Simple and complex genealogical conclusions

Earlier this week I posted, “What is a conclusion?,” in which I discussed the application of the Genealogical Proof Standard to every research conclusion that is stated as a fact.

In a comment to this post, Martin wrote,

… Does every event need the GPS now? How boring and tedious do we make a genealogical write-up? Most ages do not agree visa-vis the census. Do we really need to GPS every single person, or can we just conclude that ages in censuses vary? Genealogy is proving relationships. I can understand that proving a relationship might incur the GPS, but every fact or event? I think you’ll run off everyone involved with genealogy including me.

My immediate response to Martin’s comment concluded with the question:

At what point is it acceptable to say, “This fact does not need to be accurate, based on research in all relevant records”?

Ultimately, we do need to ask ourselves this question. My goal in researching–and I assume that many of my readers will agree–is to create an accurate account of my family history. My work for clients also reflects this ideal. However, I can also recognize that for some, genealogy has other purposes and priorities.

On the other hand, I think that it is important to recognize what the Genealogical Proof Standard truly entails. You can read the full definition in my post, “The Genealogical Proof Standard: an introduction.” In short, the Genealogical Proof Standard requires that we:

  • Search for all records that could potentially hold relevant information.
  • Cite the sources we use.
  • Evaluate the information.
  • Reconcile conflicting/contradictory information.
  • Form a logical written conclusion.

As I stated in my last post, every statement that we make as factual is a conclusion based on our research. As such, every fact should meet the above conditions.

However, one will note that I did not state that every fact needed to look like a case study in the National Genealogical Society Quarterly or one of the other scholarly journals.

There is a difference between a simple conclusion and a complex conclusion.

These are not terms one will encounter in genealogical literature, as such. However, in my assertion that every fact is a conclusion, it may serve to define these two kinds of conclusions in this sense.

A simple conclusion is a straightforward statement of indisputable fact.

complex conclusion, by contrast, is a conclusion based on a proof summary or a proof argument.

The following table explores various qualities of simple and complex conclusions:

Simple Conclusion

Complex Conclusion

A simple statement of fact A conclusion based on thorough research
Based on a single document

  • Providing direct evidence of the conclusion;
  • Created contemporary to the event being reported;
  • Created specifically for the purpose of reporting the event being reported;
  • Created by a participant or official eyewitness to the event being reported
Based on multiple facts in multiple documents

  • Providing both direct and indirect evidence of the conclusion;
  • Providing information of varied quality;
  • Created for various purposes other than the purpose for which we are using them
 A single citation to a single record will suffice Each document used to form the conclusion must be cited individually
Corroborating information is not necessary to prove the statement (but may exist) Corroborating information must be examined fully to form the conclusion
Conflicting evidence does not exist Conflicting information may exist, and must be reconciled
May form part of a more complex proof argument Comprised of simple conclusions; may form part of an even more complex proof argument
Example: Person A purchased land from Person B, citing the deed that recorded this sale. Example: Person X was the son of Person Y as illustrated by a proof argument, citing several pieces of evidence supporting this conclusion.

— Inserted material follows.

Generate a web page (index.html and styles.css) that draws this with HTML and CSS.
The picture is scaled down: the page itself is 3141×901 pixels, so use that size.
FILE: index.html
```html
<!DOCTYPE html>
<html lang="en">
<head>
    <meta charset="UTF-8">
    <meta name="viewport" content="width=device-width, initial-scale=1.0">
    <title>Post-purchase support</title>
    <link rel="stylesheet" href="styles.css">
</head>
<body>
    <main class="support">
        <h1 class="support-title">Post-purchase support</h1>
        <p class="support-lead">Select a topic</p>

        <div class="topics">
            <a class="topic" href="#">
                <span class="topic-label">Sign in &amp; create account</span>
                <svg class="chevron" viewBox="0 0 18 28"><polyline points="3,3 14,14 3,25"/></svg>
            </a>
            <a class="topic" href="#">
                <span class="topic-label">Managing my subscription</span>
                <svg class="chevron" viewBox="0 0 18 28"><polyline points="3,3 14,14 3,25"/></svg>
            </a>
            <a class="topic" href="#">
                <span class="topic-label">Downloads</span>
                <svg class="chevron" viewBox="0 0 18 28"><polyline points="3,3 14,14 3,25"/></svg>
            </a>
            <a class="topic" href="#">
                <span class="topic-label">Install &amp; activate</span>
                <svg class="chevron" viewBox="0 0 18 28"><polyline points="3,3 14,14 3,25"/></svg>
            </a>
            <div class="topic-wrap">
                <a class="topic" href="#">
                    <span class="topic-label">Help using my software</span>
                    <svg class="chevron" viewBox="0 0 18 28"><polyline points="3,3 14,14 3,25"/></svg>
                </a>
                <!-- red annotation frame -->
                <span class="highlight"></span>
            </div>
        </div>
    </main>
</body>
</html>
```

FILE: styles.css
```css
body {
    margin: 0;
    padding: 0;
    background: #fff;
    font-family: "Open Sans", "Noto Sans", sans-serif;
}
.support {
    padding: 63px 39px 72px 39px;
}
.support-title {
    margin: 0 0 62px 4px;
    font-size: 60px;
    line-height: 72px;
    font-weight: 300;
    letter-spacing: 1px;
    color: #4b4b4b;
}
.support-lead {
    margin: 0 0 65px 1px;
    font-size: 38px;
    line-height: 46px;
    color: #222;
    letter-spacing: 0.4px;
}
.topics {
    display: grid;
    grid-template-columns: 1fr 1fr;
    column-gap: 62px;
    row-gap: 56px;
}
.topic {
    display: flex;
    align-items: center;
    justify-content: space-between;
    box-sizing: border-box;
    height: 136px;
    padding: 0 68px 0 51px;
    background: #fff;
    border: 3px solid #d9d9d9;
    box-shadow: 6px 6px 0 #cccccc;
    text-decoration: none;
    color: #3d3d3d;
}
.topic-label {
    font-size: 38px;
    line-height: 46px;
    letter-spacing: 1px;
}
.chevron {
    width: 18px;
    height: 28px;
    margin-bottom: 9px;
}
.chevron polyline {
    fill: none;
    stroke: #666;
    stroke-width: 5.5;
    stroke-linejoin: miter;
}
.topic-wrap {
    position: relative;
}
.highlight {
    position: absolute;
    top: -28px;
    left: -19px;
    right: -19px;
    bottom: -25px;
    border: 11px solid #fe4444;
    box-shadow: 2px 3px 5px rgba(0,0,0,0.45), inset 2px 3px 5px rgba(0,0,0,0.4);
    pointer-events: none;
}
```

Now I am not the type to reinvent the wheel for no reason. Defining these terms serves a clarifying purpose.

The proof summaries, proof arguments, and case studies that we read are complex conclusions comprised of a series of simple conclusions. If we are to trust the conclusion, we must be able to trust the facts being reported as evidence of this conclusion.

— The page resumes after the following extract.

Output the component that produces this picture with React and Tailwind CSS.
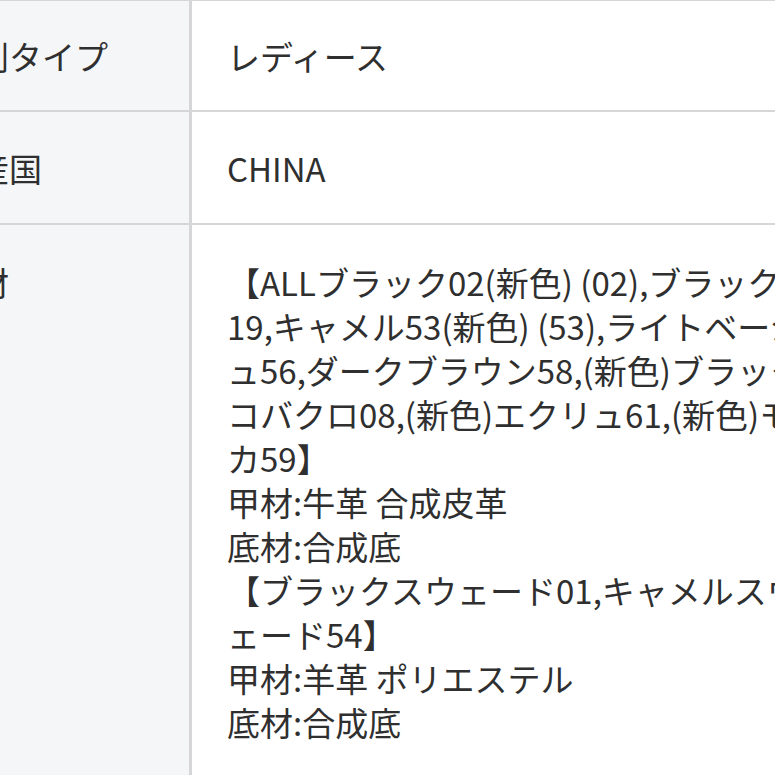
export default function App() {
  const font = { fontFamily: '"Noto Sans CJK JP", "Noto Sans", sans-serif' };
  const rows = [
    { label: '性別タイプ', value: ['レディース'], pad: 'pt-[33px] pb-[32px]' },
    { label: '生産国', value: ['CHINA'], pad: 'pt-[34px] pb-[33px]' },
    {
      label: '素材',
      pad: 'pt-[35px] pb-[32px]',
      value: [
        '【ALLブラック02(新色) (02),ブラックヌバック',
        '19,キャメル53(新色) (53),ライトベージュ',
        'ュ56,ダークブラウン58,(新色)ブラックレ',
        'コバクロ08,(新色)エクリュ61,(新色)モ',
        'カ59】',
        '甲材:牛革 合成皮革',
        '底材:合成底',
        '【ブラックスウェード01,キャメルスウ',
        'ェード54】',
        '甲材:羊革 ポリエステル',
        '底材:合成底',
      ],
    },
  ];
  return (
    <div className="w-[775px] h-[775px] overflow-hidden bg-white text-[#2f2f2f]" style={font}>
      <div className="ml-[-80px] w-[1100px] border-t border-[#d6d6d8]">
        {rows.map((r, i) => (
          <div key={i} className="flex border-b-2 border-[#d6d6d8]">
            <div className={`w-[272px] shrink-0 bg-[#f5f6f8] border-r-[3px] border-[#d6d6d8] pl-[23px] ${r.pad} text-[33px] leading-[44px] whitespace-nowrap`}>
              {r.label}
            </div>
            <div className={`flex-1 bg-white pl-[35px] ${r.pad} text-[33px] leading-[44px] whitespace-nowrap`}>
              {r.value.map((v, j) => (
                <div key={j}>{v}</div>
              ))}
              {r.value.length > 1 && <div className="h-[40px]" />}
            </div>
          </div>
        ))}
      </div>
    </div>
  );
}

We must therefore recognize the difference between a simple conclusion and a complex conclusion. Many of the proof arguments or case studies that I read are actually comprised of a mix of simple conclusions (statements of fact) and complex conclusions (proof summaries or proof arguments in their own right).

Both simple conclusions and complex conclusions can meet the Genealogical Proof Standard. For a simple conclusion, meeting the Genealogical Proof Standard requires no more than conducting full analysis of the single record being used. Some of the statements in that record would qualify as simple conclusions. Other statements in the same record will not qualify, due to the quality of this record as a source for that information.

For example, stating that Person X lived in County Y on a specific date based on his appearance in a federal census record would constitute a simple conclusion. On the other hand, stating that Person X was born in 1847 based on his age as reported in this same federal census record would not constitute a simple conclusion. The census record is not a high-quality source for this information.

As my last post opined, every fact that is reported as a fact must meet the Genealogical Proof Standard. If you report a fact based on high-quality evidence (as described above), then you have met the Standard for this fact. However, if no high-quality direct evidence exists, then a proof summary or proof argument must accompany this conclusion.

Any genealogical conclusion (whether it relates to kinship or some other aspect of an ancestor’s life) based on a series of complex conclusions that do not individually meet the Genealogical Proof Standard cannot itself meet the Standard. Like the old computer adage said, “Garbage in, garbage out.”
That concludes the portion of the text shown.